Another automatic data collection mechanism is stack trace sampling (for Java 1.5 or later). This feature reports long running methods even if they are not instrumented. Thus by enabling this feature, and tuning it to provide adequate level of information, the user can turn off some of the instrumentation and trust that any potential performance issues in this module will be reported by stack trace sampling.

As far as light-weight code injection, we do exactly that. Our instrumentation is as light-weight as possible. One should realize though that a major portion of the overhead is caused just by taking a time stamp (which is necessary to calculate the latency).

Diagnostics thresholds

Each of the numeric metric data for an entity (CPU of a host, heap used in a VM…) can have a threshold value set. Threshold is evaluated against the metric data points received, usually every 5 seconds. The metric with a threshold set will have one of the following status levels: Green, Yellow and Red. The entity’s status is derived from all its metric statuses according to worst-child rules (if any metric for the entity is red, the entity is red).
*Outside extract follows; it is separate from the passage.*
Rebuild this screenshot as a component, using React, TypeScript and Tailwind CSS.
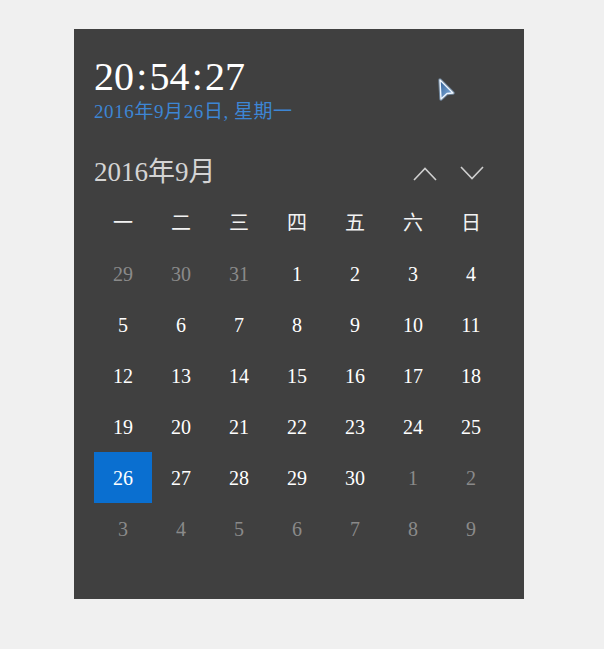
const weekdays = ["一", "二", "三", "四", "五", "六", "日"];

type Day = { n: number; cur: boolean };

const days: Day[] = [
  ...[29, 30, 31].map((n) => ({ n, cur: false })),
  ...Array.from({ length: 30 }, (_, i) => ({ n: i + 1, cur: true })),
  ...Array.from({ length: 9 }, (_, i) => ({ n: i + 1, cur: false })),
];

function Chevron({ up }: { up?: boolean }) {
  return (
    <svg width="24" height="15" viewBox="0 0 24 15" fill="none">
      <path
        d={up ? "M1 14 L12 2.5 L23 14" : "M1 1 L12 12.5 L23 1"}
        stroke="#cfcfcf"
        strokeWidth="1.6"
      />
    </svg>
  );
}

function Cursor() {
  return (
    <svg width="22" height="26" viewBox="0 0 22 26" className="absolute left-[362px] top-[48px]">
      <defs>
        <linearGradient id="cg" x1="0" y1="0" x2="1" y2="1">
          <stop offset="0" stopColor="#2f5f96" />
          <stop offset="1" stopColor="#8fb8e4" />
        </linearGradient>
      </defs>
      <path d="M4 3 L17 16 L11 16.5 L5 22 Z" fill="none" stroke="#9cc6f0" strokeOpacity="0.5" strokeWidth="3.5" strokeLinejoin="round" />
      <path d="M4 3 L17 16 L11 16.5 L5 22 Z" fill="url(#cg)" stroke="#eef6ff" strokeWidth="1.4" strokeLinejoin="round" />
    </svg>
  );
}

function Colon() {
  return <span className="inline-block w-[15.5px] text-center">:</span>;
}

export default function App() {
  return (
    <div
      className="w-[604px] h-[649px] bg-[#f0f0f0] pt-[29px] pl-[74px]"
      style={{ fontFamily: '"Liberation Serif", "Noto Sans CJK SC", serif' }}
    >
      <div className="relative w-[450px] h-[570px] bg-[#404040] pt-[27px] pl-[20px] pr-[24px]">
        <Cursor />
        <div className="text-[40px] leading-[41px] h-[41px] text-white whitespace-nowrap">
          20<Colon />54<Colon />27
        </div>
        <div className="mt-[5px] h-[19px] text-[19px] leading-[19px] text-[#3d86d4] tracking-[0.6px] whitespace-nowrap">
          2016年9月26日<span className="mr-[5px]">,</span>星期一
        </div>

        <div className="mt-[38px] h-[27px] flex items-center justify-between">
          <span className="text-[27px] leading-[27px] text-[#d4d4d4] whitespace-nowrap">2016年9月</span>
          <div className="flex items-center gap-[23px] mr-[16px] mt-[2px]">
            <Chevron up />
            <Chevron />
          </div>
        </div>

        <div className="mt-[11px] grid grid-cols-[repeat(7,58px)] auto-rows-[51px]">
          {weekdays.map((w) => (
            <div key={w} className="flex items-center justify-center text-[20px] text-[#f2f2f2]">
              {w}
            </div>
          ))}
          {days.map((d, i) => {
            const selected = d.cur && d.n === 26;
            return (
              <div
                key={i}
                className={
                  selected
                    ? "flex items-center justify-center text-[20px] bg-[#0a6fd0] text-white"
                    : d.cur
                    ? "flex items-center justify-center text-[20px] text-white"
                    : "flex items-center justify-center text-[20px] text-[#8a8a8a]"
                }
              >
                {d.n}
              </div>
            );
          })}
        </div>
      </div>
    </div>
  );
}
As long as the metric value does not exceed the threshold the status remains Green. If 3 or more metric data points are beyond the threshold the status turns to Yellow. If the average metric value within the last 5 minutes is beyond the threshold the status becomes Red. Once the 5 minute average goes below the threshold the status becomes Green again. Note that Diagnostics status does not revert to Yellow it goes directly back to Green.

The threshold values for metrics are configurable in the UI (details pane) and some metrics also have default thresholds set. The default threshold configuration is set in the server’s etc directory in thresholds.configuration.

If you need to set thresholds on specific methods you would want to add a separate entry in the points file for each method and this will allow you to set up thresholds and alerts for the specific method.

Get user access information

You can get a list of active users seen by the Diagnostics server in the last 60 seconds. And you can see the Queries/sec indicating how much load the user generates with summary or trend queries.

From the main Diagnostics UI select Configure Diagnostics and the Components page is displayed. (You can also access this Components page by selecting the Maintenance link in any Diagnostics view). Select the query link and then select the Active Users link at the bottom of that page to display a list of active users. Also this data is under Mercury System groupby.

Identify load balancing issues in a cluster

Assuming you’ve put all probes for the JVMs in the cluster into the same probe group then in the Aggregate Server Request view, you can add the count metric to the entity table which tells you the total number of requests across the cluster. You can drill into the aggregate server request to see the server request performance in each JVM. Again use the count metric to see the number of server request instances for each JVM. 

Diagnostics and SiteScope integration

What port does the Diagnostics/SiteScope integration use? You point SiteScope to a Diagnostics MEDIATOR on the standard 2006 port. For example you’d set Receiver URL to: http://meditor.customer.com:2006/metricdata/siteScopeData.

And once I tag an existing SiteScope monitor with this Diagnostics integration will I need to do any restarts or touch my files? No there is no need to bounce any servers or touch any files.

When you first try to view SiteScope data in the Diagnostics External Monitors view, by default the monitor’s status is gray and no data is graphed. To see a status (red, yellow, green), you must first set a threshold on a metric (in the details pane). To see data in the graph, you must first select a metric to be charted (in the details pane).